── Dataset content ──

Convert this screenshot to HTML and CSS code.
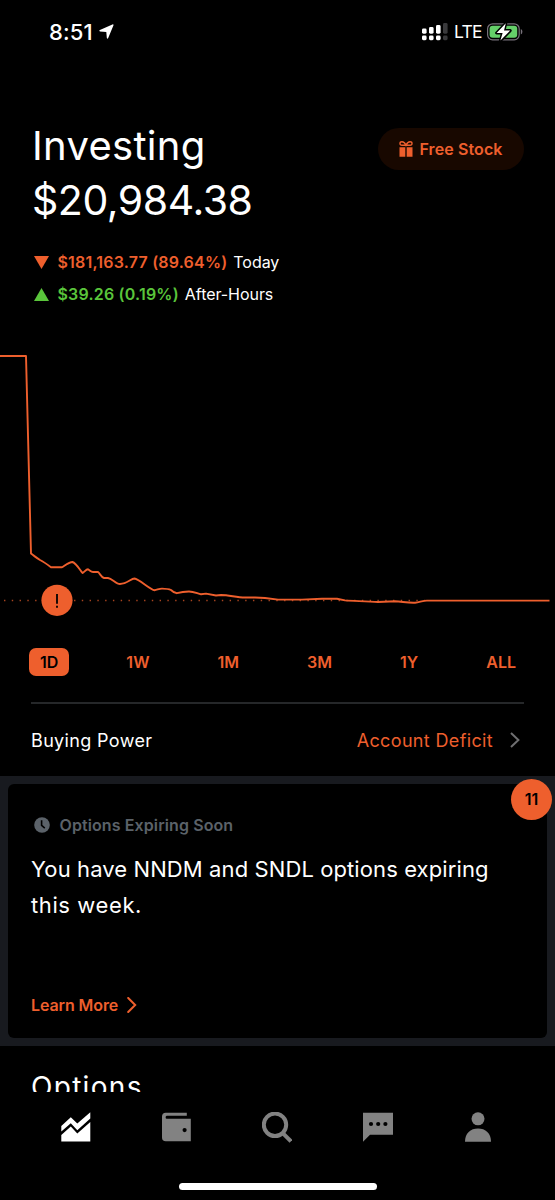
FILE: index.html
```
<!DOCTYPE html>
<html lang="en">
<head>
  <meta charset="UTF-8">
  <meta name="viewport" content="width=device-width, initial-scale=1.0">
  <title>Investing</title>
  <link rel="stylesheet" href="styles.css">
</head>
<body>
  <div class="screen">
    <div class="status-bar">
      <span class="time">8:51</span>
      <svg class="location" width="15" height="15" viewBox="0 0 15 15"><path d="M13.4 0.4 Q14.9 0 14.4 1.5 L9.2 14 Q8.2 15.4 7.8 13.8 L7.3 7.9 L1 7.5 Q-0.5 7 0.9 6 Z" fill="#fff"/></svg>
      <svg class="signal" width="26" height="18" viewBox="0 0 26 18">
        <g fill="#fff">
          <rect x="0" y="5.5" width="4.6" height="5.2" rx="1.4"/>
          <rect x="7" y="4" width="4.6" height="6.7" rx="1.4"/>
          <rect x="14" y="2" width="4.6" height="8.7" rx="1.4"/>
          <rect x="0" y="12.6" width="4.6" height="4.6" rx="1.4"/>
          <rect x="7" y="12.6" width="4.6" height="4.6" rx="1.4"/>
          <rect x="14" y="12.6" width="4.6" height="4.6" rx="1.4"/>
        </g>
        <g fill="#39393b">
          <rect x="21" y="0" width="4.6" height="10.7" rx="1.4"/>
          <rect x="21" y="12.6" width="4.6" height="4.6" rx="1.4"/>
        </g>
      </svg>
      <span class="network">LTE</span>
      <svg class="battery" width="36" height="20" viewBox="0 0 36 20">
        <rect x="0.6" y="1.8" width="31.6" height="16" rx="5" fill="none" stroke="#77717a" stroke-width="1.2"/>
        <rect x="2.6" y="3.8" width="27.6" height="12" rx="3" fill="#65cf69"/>
        <path d="M33.8 7 Q35.4 7.8 35.4 9.8 Q35.4 11.8 33.8 12.6 Z" fill="#77717a"/>
        <path d="M18.8 1.2 L9.6 11 H15.6 L13.4 18.6 L23.2 8.6 H17 Z" fill="#fff" stroke="#000" stroke-width="3" stroke-linejoin="round" paint-order="stroke"/>
      </svg>
    </div>

    <header class="header">
      <div class="title">
        <h1>Investing</h1>
        <div class="amount">$20,984.38</div>
      </div>
      <button class="free-stock">
        <svg width="14" height="16" viewBox="0 0 14 16">
          <path d="M7 4.3 H3 C0.2 4.3 0.4 0.8 3 0.8 C5.5 0.8 6.2 2.6 7 4.3 C7.8 2.6 8.5 0.8 11 0.8 C13.6 0.8 13.8 4.3 11 4.3 Z" fill="none" stroke="#ee5f2d" stroke-width="1.4"/>
          <path d="M0.5 6.2 H6.3 V15.7 H0.5 Z M7.7 6.2 H13.5 V15.7 H7.7 Z" fill="#ee5f2d"/>
        </svg>
        <span>Free Stock</span>
      </button>
    </header>

    <div class="changes">
      <div class="change down">
        <svg width="15" height="13" viewBox="0 0 15 13"><path d="M0 0 H15 L7.5 13 Z" fill="#ee5f2d"/></svg>
        <b>$181,163.77 (89.64%)</b>
        <span>Today</span>
      </div>
      <div class="change up">
        <svg width="15" height="13" viewBox="0 0 15 13"><path d="M0 13 H15 L7.5 0 Z" fill="#5ac53b"/></svg>
        <b>$39.26 (0.19%)</b>
        <span>After-Hours</span>
      </div>
    </div>

    <svg class="chart" width="555" height="338" viewBox="0 310 555 338">
      <path class="baseline" d="M4 600.5 H425"/>
      <path class="price" d="M0 356 H26 L31 553.5 C34 556 37 558 40 560 C44 562 48 565 51 567.3 H62 C65 565.5 69 562 72.5 562 C76 563 80 570 82.5 573 C84 572.5 86 569.3 88 569.3 C90 570.5 91 572 93 572 H98 C100 573.5 101.5 577.5 104 578 H108 C112 578.5 116 584 120 584 C127 584 131 578.5 134.5 578.5 C139 579 150 589.5 154.5 590.2 C157 590 159 588.6 162 588.6 C166 588.6 169 589 171 590 C173 592 175 593.2 177 593.2 C181 592 185 591.5 189 591.5 C194 591.5 198 593.8 201 594.2 L206 593.6 L216 595.5 L221 595 C229 595 236 597.3 245 597.5 H255 L265 598 L278 599.6 H302 L322 598.7 H337 L345 600.4 C354 601 366 601.2 378 602 L395 601.3 C404 602 409 603 415 602.7 C420 602 423 600.6 427 600.6 H549.5"/>
      <circle cx="57" cy="600.3" r="15.6" fill="#ee5f2d"/>
      <path d="M57 594 V603.8 M57 605.7 V607.8" stroke="#1a0a04" stroke-width="2"/>
    </svg>

    <div class="ranges">
      <span class="range active">1D</span>
      <span class="range">1W</span>
      <span class="range">1M</span>
      <span class="range">3M</span>
      <span class="range">1Y</span>
      <span class="range">ALL</span>
    </div>

    <div class="buying-power">
      <span class="label">Buying Power</span>
      <span class="deficit">Account Deficit</span>
      <svg width="10" height="16" viewBox="0 0 10 16"><path d="M1 1 L8.4 8 L1 15" fill="none" stroke="#6f6f71" stroke-width="2"/></svg>
    </div>

    <section class="cards">
      <div class="card">
        <div class="card-title">
          <svg width="16" height="16" viewBox="0 0 16 16">
            <circle cx="8" cy="8" r="7.8" fill="#5b6269"/>
            <path d="M7.6 3.2 V8.4 L10.8 11.2" fill="none" stroke="#000" stroke-width="1.6"/>
          </svg>
          <span>Options Expiring Soon</span>
        </div>
        <p>You have NNDM and SNDL options expiring<br><span class="wide">this week.</span></p>
        <a class="learn-more">
          <span>Learn More</span>
          <svg width="10" height="16" viewBox="0 0 10 16"><path d="M1.2 1 L8.2 8 L1.2 15" fill="none" stroke="#ee5f2d" stroke-width="2" stroke-linecap="round"/></svg>
        </a>
      </div>
      <div class="badge">11</div>
    </section>

    <div class="list">
      <h2>Options</h2>
    </div>

    <nav class="tabs">
      <svg width="30" height="30" viewBox="0 0 30 30" fill="#fff">
        <path d="M0.3 14 L9.8 5.2 L16.3 11.5 L29.3 0.3 V6.5 L16.3 18.3 L9.8 11.3 L0.3 19.5 Z"/>
        <path d="M0.3 23 L9.8 14.6 L16.3 21.6 L29.3 10 V29.5 H0.3 Z"/>
      </svg>
      <svg width="30" height="30" viewBox="0 0 30 30" fill="#828282">
        <path fill-rule="evenodd" d="M3.8 0.8 H24.8 V3.8 H4.8 Q3.6 3.8 3.6 5.3 Q3.6 6.8 4.8 6.8 H28.8 V29.3 H3.8 Q0 29.3 0 25.5 V4.6 Q0 0.8 3.8 0.8 Z M22.6 16 A2.1 2.1 0 1 0 22.6 20.2 A2.1 2.1 0 1 0 22.6 16 Z"/>
      </svg>
      <svg width="30" height="31" viewBox="0 0 30 31" fill="none" stroke="#828282">
        <circle cx="13" cy="12.8" r="11.2" stroke-width="4"/>
        <path d="M20.5 20.8 L29 29.3" stroke-width="4"/>
      </svg>
      <svg width="30" height="30" viewBox="0 0 30 30">
        <path d="M0 0.8 H30 V22.8 H7 L0 29.7 Z" fill="#828282"/>
        <circle cx="8" cy="12" r="2.1"/>
        <circle cx="15.2" cy="12" r="2.1"/>
        <circle cx="22.4" cy="12" r="2.1"/>
      </svg>
      <svg width="30" height="30" viewBox="0 0 30 30" fill="#828282">
        <circle cx="15" cy="6.8" r="6.5"/>
        <path d="M2 29.8 C2 21 7.5 16.4 15 16.4 C22.5 16.4 28 21 28 29.8 Z"/>
      </svg>
    </nav>
    <div class="home-indicator"></div>
  </div>
</body>
</html>
```

FILE: styles.css
```
* {
  box-sizing: border-box;
}
body {
  margin: 0;
  background: #000;
  color: #fff;
  font-family: Inter, "Liberation Sans", sans-serif;
}
h1, h2, p {
  margin: 0;
  font-weight: 400;
}
svg {
  display: block;
  flex: none;
}
.screen {
  width: 555px;
  height: 1200px;
  overflow: hidden;
  display: flex;
  flex-direction: column;
}
.status-bar {
  height: 118px;
  flex: none;
  display: flex;
  align-items: flex-start;
  padding: 22px 32px 0 49px;
  line-height: 20px;
}
.time {
  font-size: 22px;
  font-weight: 500;
  letter-spacing: 0.1px;
  width: 50px;
}
.location {
  margin-top: 2px;
}
.signal {
  margin: 1px 6px 0 auto;
}
.network {
  font-size: 17.5px;
  letter-spacing: -0.8px;
  width: 33px;
}
.header {
  display: flex;
  justify-content: space-between;
  align-items: flex-start;
  height: 128px;
  flex: none;
  padding: 0 31px 0 32px;
}
.title {
  font-size: 41px;
  line-height: 55px;
}
.title h1 {
  font-size: 40px;
  letter-spacing: 0.3px;
}
.amount {
  letter-spacing: -0.45px;
}
.free-stock {
  display: flex;
  align-items: center;
  justify-content: center;
  gap: 6px;
  width: 146px;
  height: 42px;
  margin-top: 10px;
  padding: 0;
  border: none;
  border-radius: 21px;
  background: #180800;
  color: #ee5f2d;
  font-family: inherit;
  font-size: 16px;
  font-weight: 600;
  letter-spacing: 0.1px;
}
.changes {
  height: 64px;
  flex: none;
  padding-left: 34px;
}
.change {
  display: flex;
  align-items: center;
  height: 32px;
  font-size: 16px;
}
.change b {
  font-weight: 600;
  letter-spacing: 0.2px;
  margin: 0 6px 0 8.5px;
}
.down b {
  color: #ee5f2d;
}
.up b {
  color: #5ac53b;
}
.change span {
  letter-spacing: -0.05px;
}
.chart {
  height: 338px;
}
.baseline {
  stroke: #a8441f;
  stroke-width: 1.4;
  stroke-dasharray: 1.4 6.38;
}
.price {
  fill: none;
  stroke: #ee5f2d;
  stroke-width: 1.9;
  stroke-linejoin: round;
}
.ranges {
  display: flex;
  justify-content: space-between;
  height: 54px;
  flex: none;
  margin: 0 31px;
  padding: 0 8px 0 9px;
  color: #ee5f2d;
  font-size: 16px;
  font-weight: 600;
  line-height: 28px;
}
.active {
  height: 28px;
  margin-left: -11px;
  margin-right: -11px;
  padding: 0 11px;
  border-radius: 7px;
  background: #ee5f2d;
  color: #000;
}
.buying-power {
  display: flex;
  align-items: center;
  height: 74px;
  flex: none;
  margin: 0 31px;
  padding-right: 4px;
  border-top: 2px solid #252729;
  font-size: 18px;
  letter-spacing: 0.35px;
}
.deficit {
  margin-left: auto;
  margin-right: 17px;
  color: #ee5f2d;
}
.cards {
  position: relative;
  height: 270px;
  flex: none;
  padding: 8px;
  background: #181a1f;
}
.card {
  display: flex;
  flex-direction: column;
  height: 254px;
  padding: 31px 23px 23px;
  border-radius: 6px;
  background: #000;
}
.card-title {
  display: flex;
  align-items: center;
  gap: 10px;
  height: 20px;
  padding-left: 2.5px;
  color: #5b6269;
  font-size: 16px;
  font-weight: 600;
  letter-spacing: 0.1px;
}
.card p {
  margin-top: 16px;
  font-size: 22px;
  line-height: 36px;
  letter-spacing: 0.1px;
  white-space: nowrap;
}
.wide {
  letter-spacing: 0.6px;
}
.learn-more {
  display: flex;
  align-items: center;
  gap: 9px;
  height: 20px;
  margin-top: auto;
  color: #ee5f2d;
  font-size: 16px;
  font-weight: 600;
  letter-spacing: -0.1px;
}
.badge {
  position: absolute;
  top: 3px;
  right: 3px;
  width: 41px;
  height: 41px;
  border-radius: 50%;
  background: #ee5f2d;
  color: #000;
  font-size: 16px;
  font-weight: 600;
  line-height: 41px;
  text-align: center;
}
.list {
  height: 46px;
  flex: none;
  overflow: hidden;
  padding: 23px 31px 0;
}
.list h2 {
  font-size: 28px;
  line-height: 36px;
  letter-spacing: 1.3px;
}
.tabs {
  display: flex;
  justify-content: space-between;
  height: 91px;
  flex: none;
  padding: 20px 62px 0 61px;
}
.home-indicator {
  width: 198px;
  height: 7px;
  flex: none;
  margin: 0 auto;
  border-radius: 4px;
  background: #fff;
}
```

───

[Challenge] Find the lines above holding the word "this" and show them.

[Expected answer]
Convert this screenshot to HTML and CSS code.
        <p>You have NNDM and SNDL options expiring<br><span class="wide">this week.</span></p>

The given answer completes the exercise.